Pertama, perbedannya dapat dilihat dari bahan baku dan juga cara pembuatannya. Bensin merupakan bahan bakar fosil yang didapatkan dari proses destilasi minyak bumi menjadi fraksi-fraksi tertentu dengan jangkauan titik didih sebesar 40oC hingga 220oC. Bensin yang dijual dipasaran berasal dan berbagai jenis minyak mentah yang diolah melalui proses yang berbeda-beda baik secara destilasi langsung maupun dan hasil perengkahan, reformasi, alkilasi dan isomerisasi. Sumber bahan baku bahan bakar bensin tidak bisa diperbaharui sehingga suatu saat bisa habis. Berbeda dari bahan baku bensin, biodiesel dapat dibuat dari minyak nabati, minyak hewani atau dari minyak goreng bekas atau daur ulang. Bahan baku biodiesel mudah didapat dan dapat diperbaharui. Biodiesel dibuat melalui reaksi esterifikasi dan transesterifikasi trigliserida. Perbedaan lainnya yaitu terdapat pada penggunaannya. Bensin merupakan bahan bakar yang dipakai pada mesin bensin, sedangkan biodiesel dibuat untuk dipakai pada mesin diesel sebagai bahan bakar alternatif pengganti solar. Ukuran kualitas dari bensin dan biodiesel juga berbeda. Ukuran kualitas bensin dinyatakan dengan angka oktan, sedangkan ukuran kualitas biodiesel dinyatakan dengan angka setana. Kandungan dan komposisi bensin dan biodiesel juga berbeda.

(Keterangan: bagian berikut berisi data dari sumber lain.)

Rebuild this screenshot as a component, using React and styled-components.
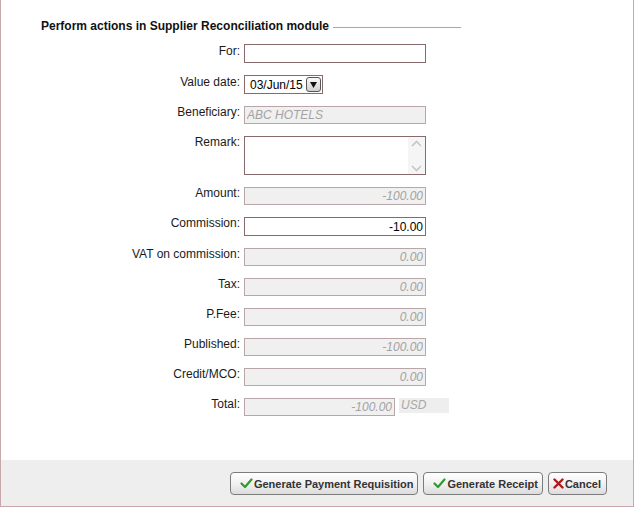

Bensin sebagai bahan bakar fosil memiliki komposisi kimia yang terdiri dan senyawa hidrokarbon tak jenuh (olefin), hidrokarbon jenuh (parafin) dan hidrokarbon siklik atau hidrokarbon aromatik. Biodiesel tersusun dari berbagai macam ester asam lemak yang dapat diproduksi dari minyak tumbuhan maupun lemak hewan. Perbedaan antara bensin dan biodiesel dapat ditinjau juga dari segi emisi yang dihasilkan dari pembakaran. Biodiesel tidak mengandung sulfur (Moreno dkk, 1999) dan senyawa benzena yang karsinogenik sehingga biodiesel merupakan bahan bakar yang lebih bersih dan lebih mudah ditangani dibandingkan dengan solar. Emisi SO2, partikel, CO dan NOX. menurun secara konsisten dengan peningkatan kandungan biodiesel dalam campuran bahan bakar, akan tetapi karakteristiknya bervariasi tergantung dari jenis emisinya. Penurunan
kadar emisi paling signifikan dengan digunakannya biodiesel terjadi pada emisi SO2 dan PM (Djamin dan Wirawan, 2010).